The "Number Nine" is bouncing back and forth. Then some unearthly music clips, indeed clipped or reversed. Drums, like off a TV show. Muttering, confused, and John there clearly speaking, and George. I heard J & G were the only Beatles on this track. What can I say? It's a lot of rubbish, but there's some good little bits. A baby's voice, the number nine guy, and very little else. Like a mash-up of movie openings and closing. There's a "Riiiight" guy on the right, and a bell. Turn off and turn on whatever tape loop you happen to have. It's sort of a blog of sound. Here's George and John a bit more. And a guy going "Hoooo!" The track might really be a good soundtrack to the time, which wasn't as innocent as we always think the "past" was. People being killed, RFK, MLK, 1968, not in that order. Prague. LBJ. Vietnam. There's some protest sounds in the mix. John's voice is this low monotone dark voice. Shooting, suggesting a western. George is reading something about a night watchman. I check, only a minute 39 to go. "Take this brother, may it serve you well." Someone's watching TV, which sounds like Yoko. And a trebly section follows, like a frightening noise chamber. Let me out. "If you become naked." "Hold that line!," a protest bouncing back and forth between the tracks, as we close....

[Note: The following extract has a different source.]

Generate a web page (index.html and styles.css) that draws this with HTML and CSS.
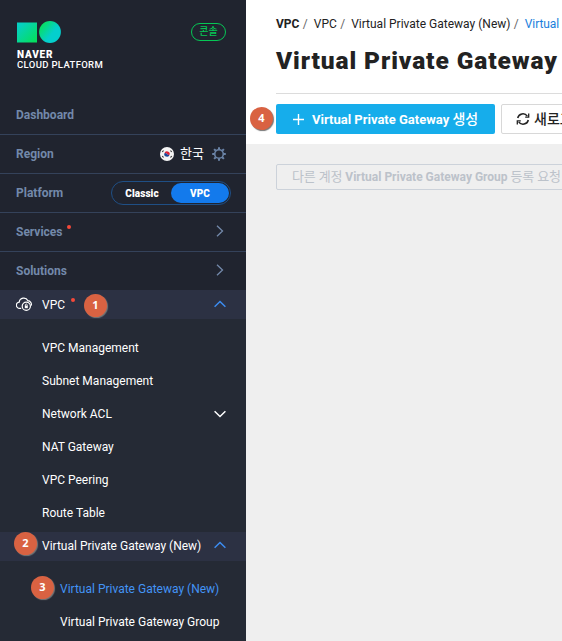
FILE: index.html
```html
<!DOCTYPE html>
<html lang="ko">
<head>
<meta charset="utf-8">
<title>Virtual Private Gateway</title>
<link rel="stylesheet" href="styles.css">
</head>
<body>
<div class="app">
  <aside class="sidebar">
    <header class="brand">
      <div class="logo">
        <svg class="logo-mark" width="44" height="22" viewBox="0 0 44 22">
          <defs>
            <linearGradient id="sq" x1="0" y1="0" x2="1" y2="1"><stop offset=".15" stop-color="#06cfc0"/><stop offset=".9" stop-color="#05df60"/></linearGradient>
            <linearGradient id="ci" x1="0" y1="0.1" x2="1" y2=".9"><stop offset=".1" stop-color="#08df60"/><stop offset=".6" stop-color="#04cfcd"/></linearGradient>
          </defs>
          <rect x="0" y="1.500" width="20" height="20" fill="url(#sq)"/>
          <circle cx="33" cy="11" r="10.9" fill="url(#ci)"/>
        </svg>
        <strong class="logo-naver">NAVER</strong>
        <span class="logo-cloud">CLOUD PLATFORM</span>
      </div>
      <span class="console">콘솔</span>
    </header>

    <nav>
      <div class="row"><span>Dashboard</span></div>
      <div class="row">
        <span>Region</span>
        <span class="region">
          <svg width="14" height="14" viewBox="0 0 14 14">
            <circle cx="7" cy="7" r="7" fill="#f4f4f4"/>
            <path d="M4.400 6.200a2.700 2.700 0 0 1 5.200 1.600Q8.300 8.500 7 7 5.500 5.500 4.400 6.200z" fill="#dc2438"/>
            <path d="M4.400 6.200Q5.500 5.500 7 7t2.600.8A2.700 2.700 0 0 1 4.400 6.200z" fill="#1d4698"/>
            <path d="M2.300 5 3.500 3.500M10.500 3.500 11.700 5M2.300 9 3.500 10.500M10.500 10.500 11.700 9" stroke="#333" stroke-width="1.200"/>
          </svg>
          <span class="region-name">한국</span>
          <svg class="gear" width="14" height="14" viewBox="0 0 14 14" fill="none" stroke="#6a83a6">
            <circle cx="7" cy="7" r="4.300" stroke-width="1.600"/>
            <path d="M7 .2v2.400M7 11.400v2.400M.2 7h2.400M11.400 7h2.400M2.100 2.100l1.700 1.700M10.200 10.200l1.700 1.700M2.100 11.900l1.700-1.700M10.200 3.800l1.700-1.700" stroke-width="2"/>
          </svg>
        </span>
      </div>
      <div class="row">
        <span>Platform</span>
        <span class="switch"><b class="off">Classic</b><b class="on">VPC</b></span>
      </div>
      <div class="row">
        <span>Services</span><i class="dot"></i>
        <svg class="chev" width="8" height="12" viewBox="0 0 8 12"><path d="M1 .8 6.500 6 1 11.200"/></svg>
      </div>
      <div class="row last">
        <span>Solutions</span>
        <svg class="chev" width="8" height="12" viewBox="0 0 8 12"><path d="M1 .8 6.500 6 1 11.200"/></svg>
      </div>
    </nav>

    <section class="menu">
      <div class="group vpc">
        <svg class="cloud" width="17" height="15" viewBox="0 0 17 15" fill="none" stroke="#fff" stroke-width="1.200">
          <path d="M5.200 11.300H3.800A3.100 3.100 0 0 1 3.200 5.100 4.600 4.600 0 0 1 11.900 3.700 3.700 3.700 0 0 1 15.200 8.600"/>
          <circle cx="10.300" cy="9.200" r="4.100"/>
          <rect x="8.800" y="8.700" width="3" height="2.500" fill="#fff" stroke="none"/>
          <path d="M9.400 9V7.900a.9.9 0 0 1 1.800 0V9" stroke-width=".8"/>
        </svg>
        <span>VPC</span><i class="dot"></i>
        <em class="badge b1">1</em>
        <svg class="arrow blue" width="12" height="8" viewBox="0 0 12 8"><path d="M.6 6.700 6 1.500l5.400 5.200"/></svg>
      </div>
      <div class="items">
        <div class="item"><span>VPC Management</span></div>
        <div class="item"><span>Subnet Management</span></div>
        <div class="item"><span>Network ACL</span><svg class="arrow" width="12" height="8" viewBox="0 0 12 8"><path d="M.6 1.300 6 6.500l5.400-5.200"/></svg></div>
        <div class="item"><span>NAT Gateway</span></div>
        <div class="item"><span>VPC Peering</span></div>
        <div class="item"><span>Route Table</span></div>
      </div>
      <div class="group vpg">
        <em class="badge b2">2</em>
        <span>Virtual Private Gateway (New)</span>
        <svg class="arrow blue" width="12" height="8" viewBox="0 0 12 8"><path d="M.6 6.700 6 1.500l5.400 5.200"/></svg>
      </div>
      <div class="subitems">
        <div class="item active"><em class="badge b3">3</em><span>Virtual Private Gateway (New)</span></div>
        <div class="item"><span>Virtual Private Gateway Group</span></div>
      </div>
    </section>
  </aside>

  <main class="main">
    <div class="head">
      <div class="crumbs"><b>VPC</b><i>/</i><span>VPC</span><i>/</i><span>Virtual Private Gateway (New)</span><i>/</i><span class="current">Virtual</span></div>
      <h1>Virtual Private Gateway</h1>
      <div class="actions">
        <em class="badge b4">4</em>
        <button class="btn primary">
          <svg width="11" height="11" viewBox="0 0 11 11"><path d="M5.500 0v11M0 5.500h11" stroke="#fff" stroke-width="1.400"/></svg>
          <span>Virtual Private Gateway <span class="ko">생성</span></span>
        </button>
        <button class="btn plain">
          <svg width="14" height="12" viewBox="0 0 14 12" fill="none" stroke="#222" stroke-width="1.500">
            <path d="M1.700 5A5.300 5.300 0 0 1 11.300 3.200M12.300 7A5.300 5.300 0 0 1 2.700 8.800"/>
            <path d="M12.700.6v3.600H9.200M1.300 11.400V7.800h3.500" stroke-width="1.300"/>
          </svg>
          <span>새로고침</span>
        </button>
      </div>
    </div>
    <div class="body">
      <button class="btn request" disabled><span><span class="ko">다른 계정</span> Virtual Private Gateway Group <span class="ko">등록 요청</span></span></button>
    </div>
  </main>
</div>
</body>
</html>
```
FILE: styles.css
```css
* { box-sizing: border-box; }
body {
  margin: 0;
  font: 12px/16px Roboto, "Noto Sans CJK KR", sans-serif;
  color: #222;
  overflow: hidden;
}
i, em { font-style: normal; }
svg { display: block; flex: none; }
.app { display: flex; height: 641px; overflow: hidden; }

.sidebar { width: 246px; flex: none; background: #20242f; color: #fff; display: flex; flex-direction: column; }
.brand { height: 96px; display: flex; justify-content: space-between; align-items: flex-start; padding: 21px 20px 0 17px; flex: none; }
.logo { display: flex; flex-direction: column; }
.logo-naver { font: 900 10px/11px Roboto, sans-serif; margin-top: 6px; letter-spacing: .8px; }
.logo-cloud { font: 500 9.5px/10px Roboto, sans-serif; letter-spacing: .35px; }
.console {
  width: 35px; height: 18px; margin-top: 2px;
  border: 1px solid #06c755; border-radius: 9px; color: #06c755;
  font-size: 10px; font-weight: 500; line-height: 16px; text-align: center;
}

.row {
  height: 39px; display: flex; align-items: center; padding: 0 16px;
  border-bottom: 1px solid #34425a; color: #7389aa; font-weight: 700;
}
.row.last { border: 0; height: 38px; }
.region { margin-left: auto; margin-right: 4px; display: flex; align-items: center; gap: 7px; color: #fff; }
.region-name { font-weight: 400; font-size: 13px; margin: -1px 0 0 -1px; }
.gear { margin: -1px 0 0 1px; }
.switch {
  margin-left: auto; width: 120px; height: 24px; border: 1px solid #1f4f85; border-radius: 12px;
  display: flex; align-items: center; padding: 1px; color: #fff; font-size: 10px;
  margin-right: -1px; letter-spacing: .1px;
}
.switch b { text-align: center; line-height: 22px; height: 20px; border-radius: 10px; }
.off { width: 58px; }
.on { width: 58px; background: #137aec; }
.dot { width: 4px; height: 4px; border-radius: 50%; background: #f64939; margin: -10px 0 0 4px; }
.chev { margin: -2px 6px 0 auto; fill: none; stroke: #7389aa; stroke-width: 1.3; }

.menu { background: #252a35; flex: 1; }
.group { height: 29px; background: #2c3143; display: flex; align-items: center; position: relative; padding: 0 20px 1px 42px; }
.group.vpc { padding: 0 20px 0 16px; }
.vpc .cloud { margin-right: 9px; }
.arrow { margin-left: auto; fill: none; stroke: #fff; stroke-width: 1.5; }
.arrow.blue { stroke: #3c8cf0; margin-top: -2px; }
.vpc .dot { margin-left: 6px; }
.items { padding: 12px 0 3px; }
.item { height: 33px; display: flex; align-items: center; padding: 0 20px 0 42px; position: relative; }
.subitems { padding-top: 11px; }
.subitems .item { padding-left: 60px; }
.item.active { color: #4394f5; }

.badge {
  position: absolute; width: 23px; height: 23px; border-radius: 50%;
  background: #d96242; color: #fff; box-shadow: 1px 1px 1px #777;
  font: 700 11px/22px "Open Sans", sans-serif; text-align: center;
}
.b1 { left: 84px; top: 4px; }
.b2 { left: 14px; top: 0; }
.b3 { left: 31px; top: 4px; }

.main { flex: 1; min-width: 0; background: #efefef; overflow: hidden; white-space: nowrap; }
.head { height: 144px; background: #fff; padding: 16px 0 0 30px; }
.crumbs { display: flex; height: 16px; }
.crumbs i { margin: 0 6px 0 3.4px; color: #666; }
.crumbs .current { color: #1a80dc; letter-spacing: -.1px; }
h1 {
  font: 900 24.5px/30px Roboto, sans-serif; letter-spacing: .9px;
  margin: 14px 0 0; height: 48px; border-bottom: 1px solid #dcdcdc;
}
.actions { display: flex; gap: 6px; padding-top: 10px; position: relative; }
.actions .b4 { left: -26px; top: 13px; }
.btn {
  font: 700 13px/18px Roboto, "Noto Sans CJK KR", sans-serif; display: flex; align-items: center;
  border: 0; border-radius: 2px; padding: 0; margin: 0; flex: none; white-space: nowrap;
}
.primary { width: 219px; height: 30px; background: #16adeb; color: #fff; padding-left: 17px; gap: 8px; }
.primary .ko { font-size: 14px; font-weight: 500; }
.plain { width: 100px; height: 30px; border: 1px solid #d8d8d8; background: #fff; color: #222; padding-left: 14px; gap: 4px; font-weight: 500; font-size: 14px; }
.body { padding: 20px 0 0 30px; }
.request { width: 320px; height: 26px; background: transparent; border: 1px solid #ccd2da; color: #bcc2ca; padding-left: 15px; font-size: 12px; }
.request .ko { font-size: 13px; font-weight: 400; letter-spacing: -.15px; }
```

30) Good night - Beautiful Ringo warbler. I love this track. From the Anthology CDs we find there was a spoken bit before, as originally intended, or was that "Yellow Submarine"? Speaking of movie openings and closing (see above), this one definitely has a swelling Hollywood feel to it, except for the voice being the voice of Everyman and not a big Hollywood Starr (sorry). The trills and swells are swell indeed, and the girl voices back there in the mix. The music is so far and away over the top, I love it. Ringo's voice was just right for such a quirky, parody thing like this. Ringo whispers, as we all have heard, "Good night."

And with that we come to the end of side four!